Now, not all retro systems are shady. A good example of a legal retro product is the THE A500 Mini. It’s a modern recreation of the classic Commodore Amiga experience and includes a curated set of properly licensed games. The library is relatively small, the credits are clear, and the price reflects the fact that someone actually paid for the rights. It’s nostalgia done responsibly—less “everything ever made” and more “a thoughtful museum exhibit you can plug into your TV.” On the other end of the spectrum are the no-name boxes advertising thousands of games across dozens of systems, often with vague descriptions and screenshots that suspiciously include every famous title ever made. These are almost always non-legal products. If a console claims to include entire libraries from multiple major publishers, costs very little, and never mentions licensing, that’s your sign. When something offers unbelievable value, it’s usually because someone else didn’t get paid.

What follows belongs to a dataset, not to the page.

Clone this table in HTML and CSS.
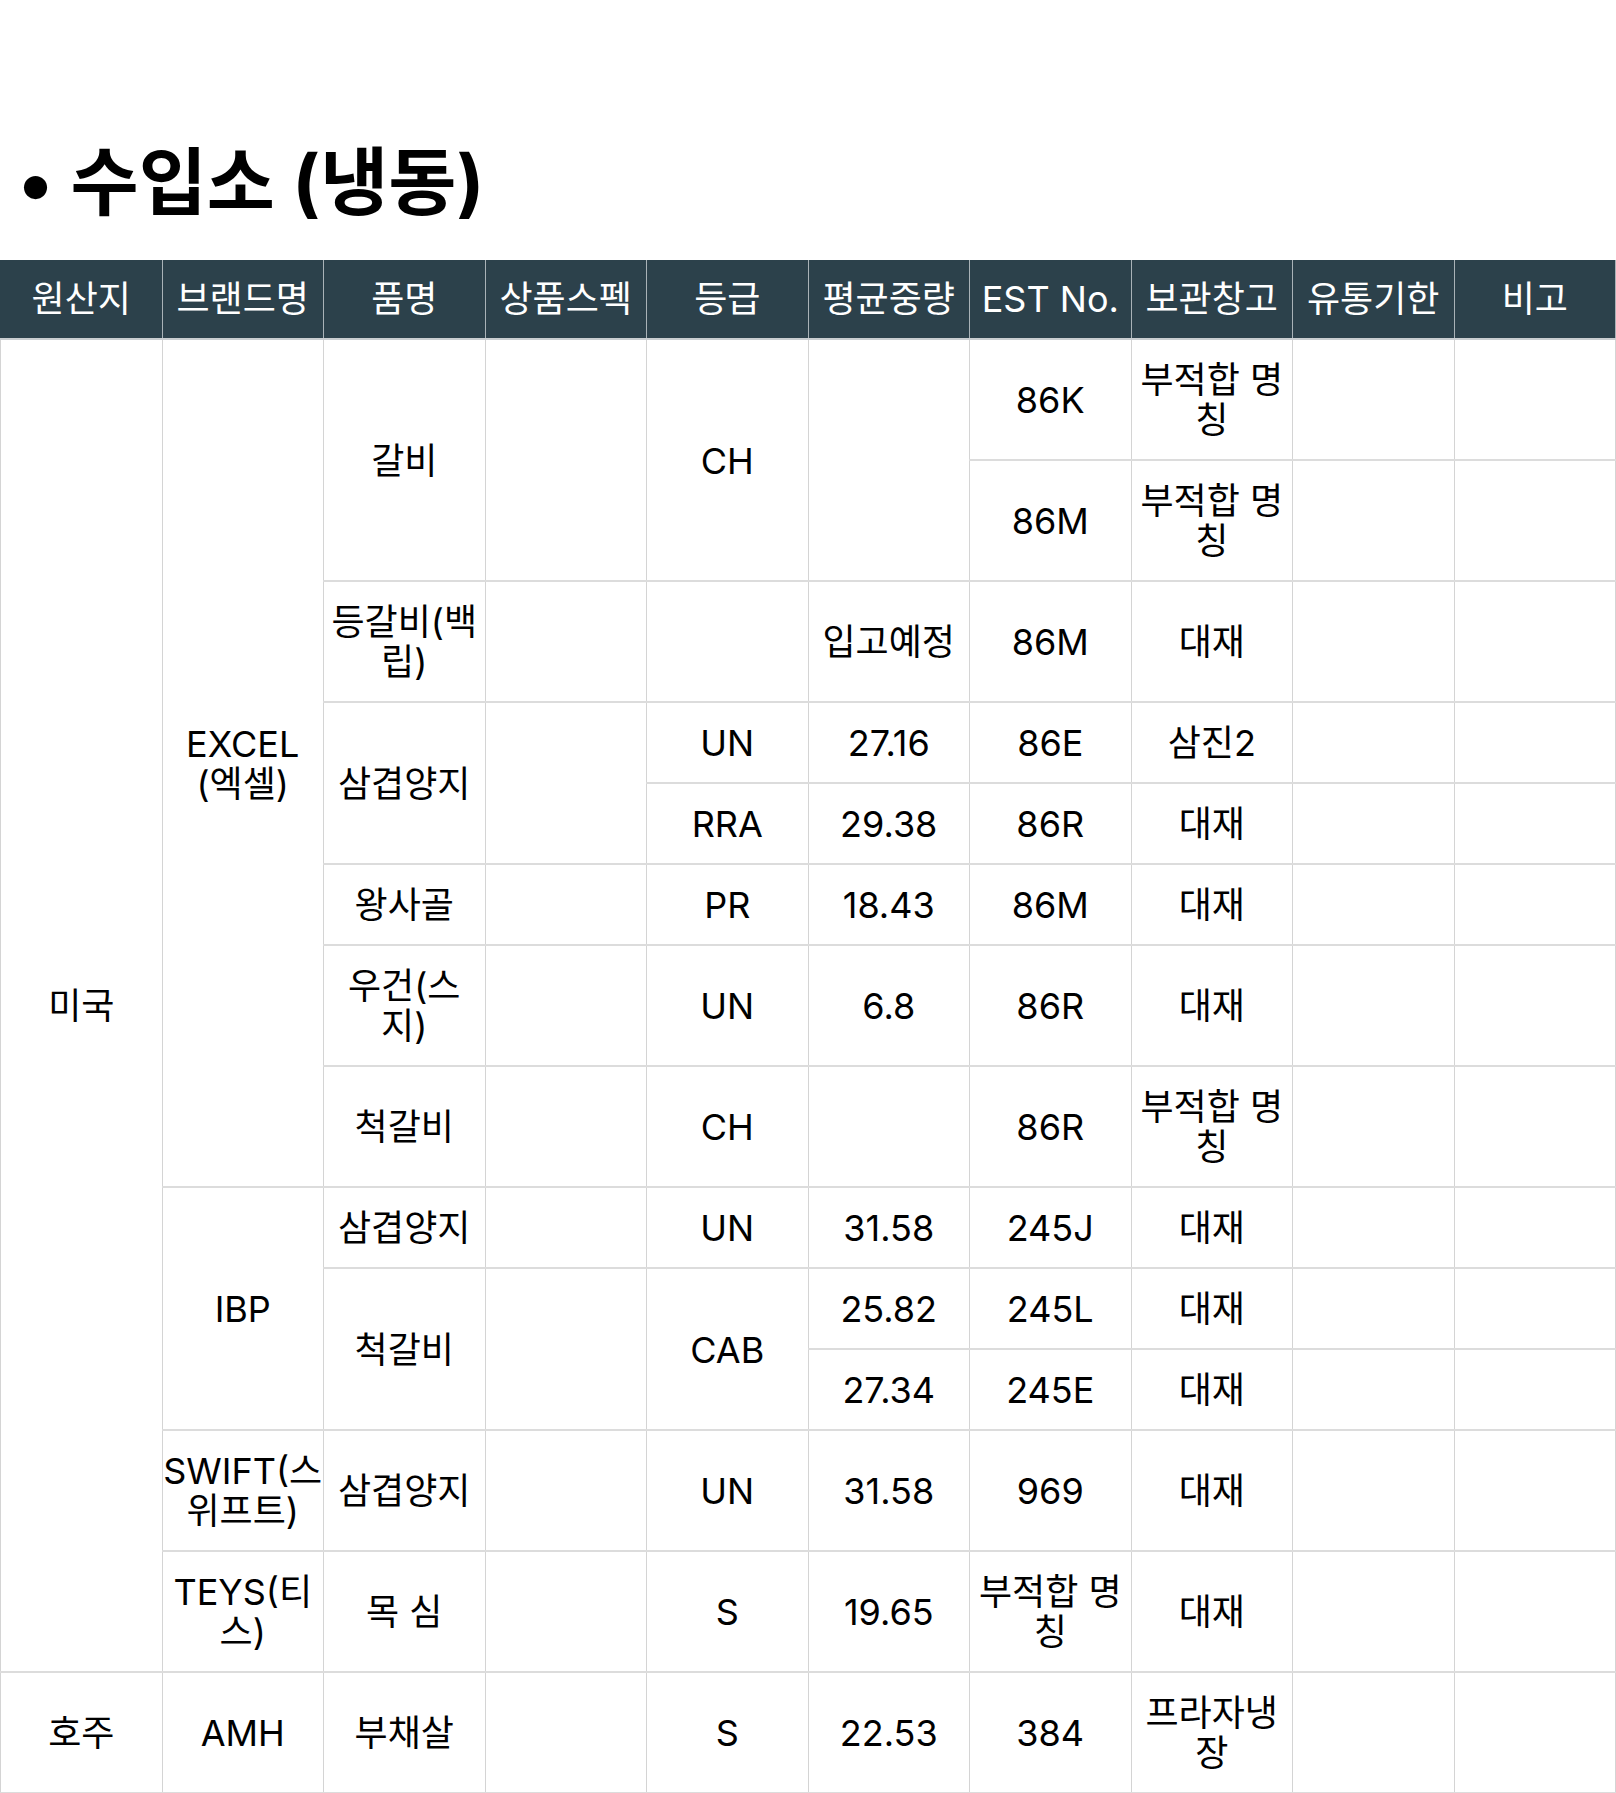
FILE: index.html
```html
<!DOCTYPE html>
<html lang="ko">
<head>
<meta charset="utf-8">
<title>수입소 (냉동)</title>
<link rel="stylesheet" href="styles.css">
</head>
<body>
<h2 class="title">• 수입소 (냉동)</h2>
<table class="stock">
  <colgroup>
    <col><col><col><col><col><col><col><col><col><col>
  </colgroup>
  <thead>
    <tr>
      <th>원산지</th><th>브랜드명</th><th>품명</th><th>상품스펙</th><th>등급</th>
      <th>평균중량</th><th>EST No.</th><th>보관창고</th><th>유통기한</th><th>비고</th>
    </tr>
  </thead>
  <tbody>
    <tr>
      <td rowspan="13">미국</td>
      <td rowspan="8">EXCEL<br>(엑셀)</td>
      <td rowspan="2">갈비</td>
      <td rowspan="2"></td>
      <td rowspan="2">CH</td>
      <td rowspan="2"></td>
      <td>86K</td><td>부적합 명<br>칭</td><td></td><td></td>
    </tr>
    <tr>
      <td>86M</td><td>부적합 명<br>칭</td><td></td><td></td>
    </tr>
    <tr>
      <td>등갈비(백<br>립)</td><td></td><td></td><td>입고예정</td><td>86M</td><td>대재</td><td></td><td></td>
    </tr>
    <tr>
      <td rowspan="2">삼겹양지</td><td rowspan="2"></td><td>UN</td><td>27.16</td><td>86E</td><td>삼진2</td><td></td><td></td>
    </tr>
    <tr>
      <td>RRA</td><td>29.38</td><td>86R</td><td>대재</td><td></td><td></td>
    </tr>
    <tr>
      <td>왕사골</td><td></td><td>PR</td><td>18.43</td><td>86M</td><td>대재</td><td></td><td></td>
    </tr>
    <tr>
      <td>우건(스<br>지)</td><td></td><td>UN</td><td>6.8</td><td>86R</td><td>대재</td><td></td><td></td>
    </tr>
    <tr>
      <td>척갈비</td><td></td><td>CH</td><td></td><td>86R</td><td>부적합 명<br>칭</td><td></td><td></td>
    </tr>
    <tr>
      <td rowspan="3">IBP</td>
      <td>삼겹양지</td><td></td><td>UN</td><td>31.58</td><td>245J</td><td>대재</td><td></td><td></td>
    </tr>
    <tr>
      <td rowspan="2">척갈비</td><td rowspan="2"></td><td rowspan="2">CAB</td><td>25.82</td><td>245L</td><td>대재</td><td></td><td></td>
    </tr>
    <tr>
      <td>27.34</td><td>245E</td><td>대재</td><td></td><td></td>
    </tr>
    <tr>
      <td>SWIFT(스<br>위프트)</td><td>삼겹양지</td><td></td><td>UN</td><td>31.58</td><td>969</td><td>대재</td><td></td><td></td>
    </tr>
    <tr>
      <td>TEYS(티<br>스)</td><td>목 심</td><td></td><td>S</td><td>19.65</td><td>부적합 명<br>칭</td><td>대재</td><td></td><td></td>
    </tr>
    <tr>
      <td>호주</td><td>AMH</td><td>부채살</td><td></td><td>S</td><td>22.53</td><td>384</td><td>프라자냉<br>장</td><td></td><td></td>
    </tr>
  </tbody>
</table>
</body>
</html>
```

FILE: styles.css
```css
html, body {
  margin: 0;
  padding: 0;
  background: #ffffff;
}

body {
  font-family: Inter, "Noto Sans CJK KR", sans-serif;
  color: #000000;
}

.title {
  margin: 0 0 35px;
  padding: 139px 0 0 18px;
  font-family: Inter, "Noto Sans CJK KR", sans-serif;
  font-size: 74px;
  font-weight: 700;
  line-height: 86px;
  white-space: nowrap;
}

.stock {
  width: 100%;
  table-layout: fixed;
  border-collapse: collapse;
  font-size: 36px;
  line-height: 40px;
}

.stock th {
  background: #2c414b;
  color: #ffffff;
  font-weight: 400;
  padding: 19px 0;
  border-left: 1px solid #a9b2b7;
  border-right: 1px solid #a9b2b7;
  border-bottom: 2px solid #c9cdd0;
  white-space: nowrap;
  overflow: hidden;
}

.stock th:first-child {
  border-left: 1px solid #2c414b;
}

.stock td {
  text-align: center;
  vertical-align: middle;
  padding: 20px 0 19px;
  border-left: 1px solid #d4d4d4;
  border-right: 1px solid #d4d4d4;
  border-top: 2px solid #dcdcdc;
  border-bottom: 2px solid #dcdcdc;
  white-space: nowrap;
}
```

So why don’t big companies shut all of this down instantly? Mostly because it’s expensive and exhausting. Enforcement takes time, lawsuits cost money, and these sellers move fast. Rights holders tend to focus on high-impact cases—large distributors, major shipments, or sellers that are impossible to ignore. When action does happen, it’s often dramatic: products vanish overnight, listings disappear, and suddenly that “Ultimate Retro Box” is nowhere to be found. Funny how that keeps happening. In the end, retro consoles with massive game libraries exist not because copyright law allows them, but because enforcement can’t keep up with global e-commerce. Legal retro products are smaller, pricier, and honest about what they include. Illegal ones are cheap, enormous, and mysteriously allergic to details. If a console promises you every game you loved as a kid—and several thousand you don’t remember—for the cost of a takeaway, the law probably wasn’t invited to that party.